How was Spain able to score the win?

  • The loan is only for the banks. One reason the deal is much more favorable to Spain than the rescue terms offered to other countries is that the loans to the Spanish government are being made only for use by Spanish banks, rather than for general government use. The deepening recession is resulting in loan losses for the banks. The loans will be channeled through Spain’s bank rescue fund.
  • Spain elected leaders committed to fiscal discipline. In contrast to the elections in Greece, last November’s elections in Spain produced a clear win and mandate for fiscal discipline for the conservative People’s Party and Prime Minister Mariano Rajoy.
  • Spain’s debt burden is more manageable. While the loan will add about 10 percentage points to Spain’s debt-to-GDP ratio, which was 68.5% last year, this remains well below the debt-to-GDP ratios (in excess of 100%) of Portugal, Ireland, and Greece. It is also below the ratios of Germany and France, considered the most fiscally stable countries of the Eurozone.
  • Spain has already made progress on its budget deficit. While the recession makes Spain likely to miss the 6% budget deficit target for 2012, Spain has cut its budget deficit successfully in each of the past two years. The deficit went from 11.2% of GDP in 2009 to 9.2% in 2010 and 8.5% in 2011. Spain has a goal of a 3% deficit by 2014 and enacted a constitutional mandate to have a balanced budget by 2020.

Though Spain will likely request the full 100 billion euros offered, the exact amount announced this week will depend on audits of the condition of Spanish banks, which are in progress.
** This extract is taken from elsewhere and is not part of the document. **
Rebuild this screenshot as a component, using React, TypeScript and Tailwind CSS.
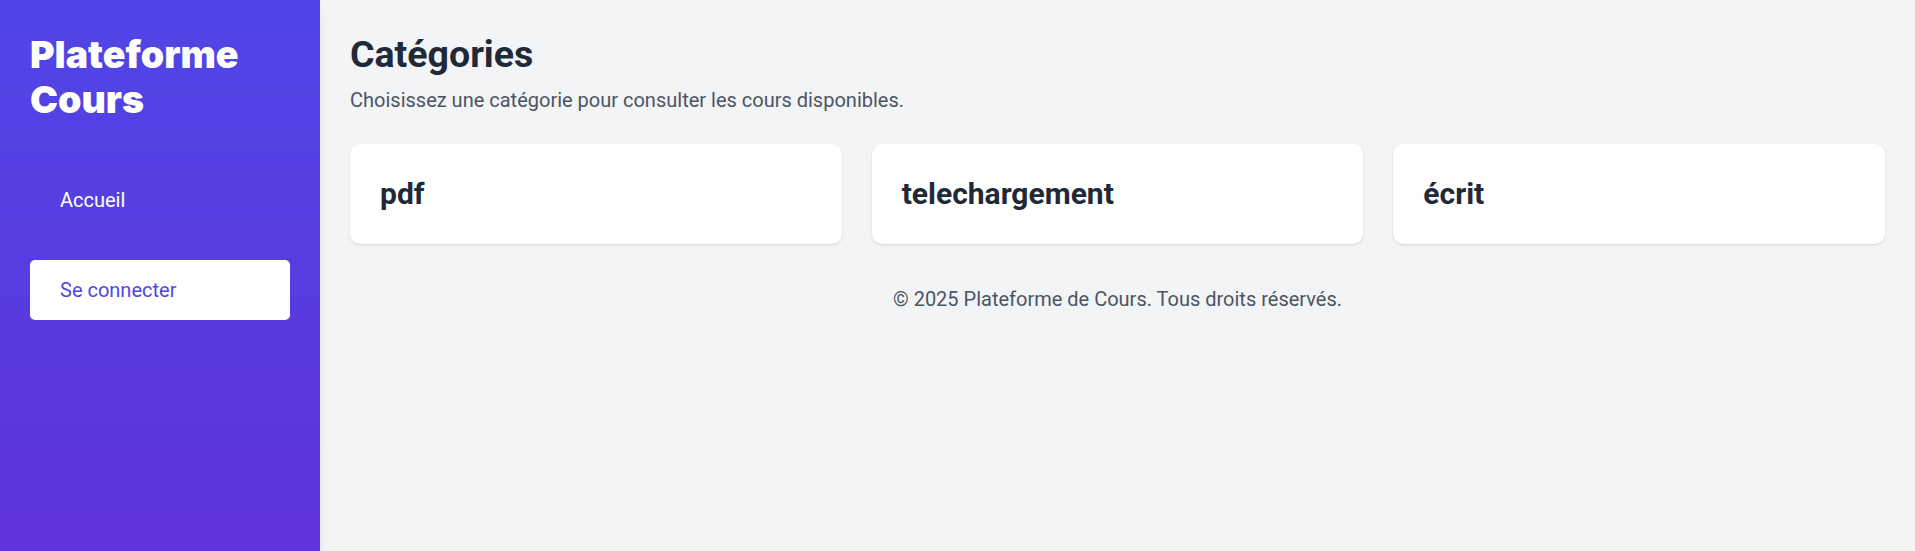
import React from 'react';

const categories = ['pdf', 'telechargement', 'écrit'];

export default function App() {
  return (
    <div className="flex min-h-[551px] bg-[#f3f4f6] font-['Roboto',sans-serif]">
      {/* Sidebar */}
      <aside className="relative z-10 w-[320px] shrink-0 bg-gradient-to-b from-[#4f46e5] to-[#5f32dc] p-[30px] text-white shadow-[0_10px_15px_-3px_rgba(0,0,0,0.1),0_4px_6px_-4px_rgba(0,0,0,0.1)]">
        <h1 className="pt-[2px] font-['Inter',sans-serif] text-[37.5px] font-black leading-[45px]">
          Plateforme Cours
        </h1>
        <nav className="mt-[48px] flex flex-col gap-[30px]">
          <a href="#" className="rounded-[5px] px-[30px] py-[15px] text-[20px] leading-[30px] text-white">
            Accueil
          </a>
          <a href="#" className="rounded-[5px] bg-white px-[30px] py-[15px] text-[20px] leading-[30px] text-[#4f46e5]">
            Se connecter
          </a>
        </nav>
      </aside>

      {/* Main */}
      <main className="flex-1 p-[30px]">
        <h2 className="pt-[2px] text-[37.5px] font-bold leading-[45px] text-[#1f2937]">Catégories</h2>
        <p className="mt-[8px] text-[20px] leading-[30px] text-[#4b5563]">
          Choisissez une catégorie pour consulter les cours disponibles.
        </p>

        <div className="mt-[29px] grid grid-cols-3 gap-[30px]">
          {categories.map((c) => (
            <div key={c} className="rounded-[10px] bg-white p-[30px] shadow-[0_1px_3px_0_rgba(0,0,0,0.1),0_1px_2px_-1px_rgba(0,0,0,0.1)]">
              <h3 className="text-[30px] font-bold leading-[40px] text-[#1f2937]">{c}</h3>
            </div>
          ))}
        </div>

        <footer className="mt-[40px] text-center text-[20px] leading-[30px] text-[#4b5563]">
          © 2025 Plateforme de Cours. Tous droits réservés.
        </footer>
      </main>
    </div>
  );
}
Securing the rescue a week before elections in Greece that risk prompting that country’s exit from the euro and further movement of deposits out of southern European banks is of particular importance at building a firewall against contagion in the European banking system.

It has been widely expected that Spain may need a bailout for some time due to the condition of its banking system, and Portugal may soon request a second bailout package. However, this should not be seen as a dramatic worsening of the European debt situation, since progress is being made by these countries toward fiscal stability. Last week, the European Commission, European Central Bank, and International Monetary Fund all certified at the conclusion of a review that Portugal is on track to meet the terms of the agreement including Portugal's goal of cutting its deficit to 4.5% of gross domestic product in 2012.

While Spain’s bailout may reinforce the notion held by some that all of the “PIGS” can be lumped together, the loss by Greece in Friday’s opening game of the Euro 2012 and Spain’s draw is symbolic of how successfully these different countries are dealing with their respective fiscal challenges.

We believe the events in Europe this weekend suggest a stronger firewall is being put in place against a contagion effect that could trigger a market plunge. However, Europe is not the only issue overhanging the markets. Other overhangs include:  the end of the Federal Reserve’s Operation Twist this month as U.S. economic data continues to disappoint and earnings estimates are revised lower, China’s continuing economic slowdown, rising geopolitical risks as the deadline on Iran’s oil exports draws near, along with rising election uncertainty and anticipation of the budget bombshell of tax hikes and spending cuts on the horizon.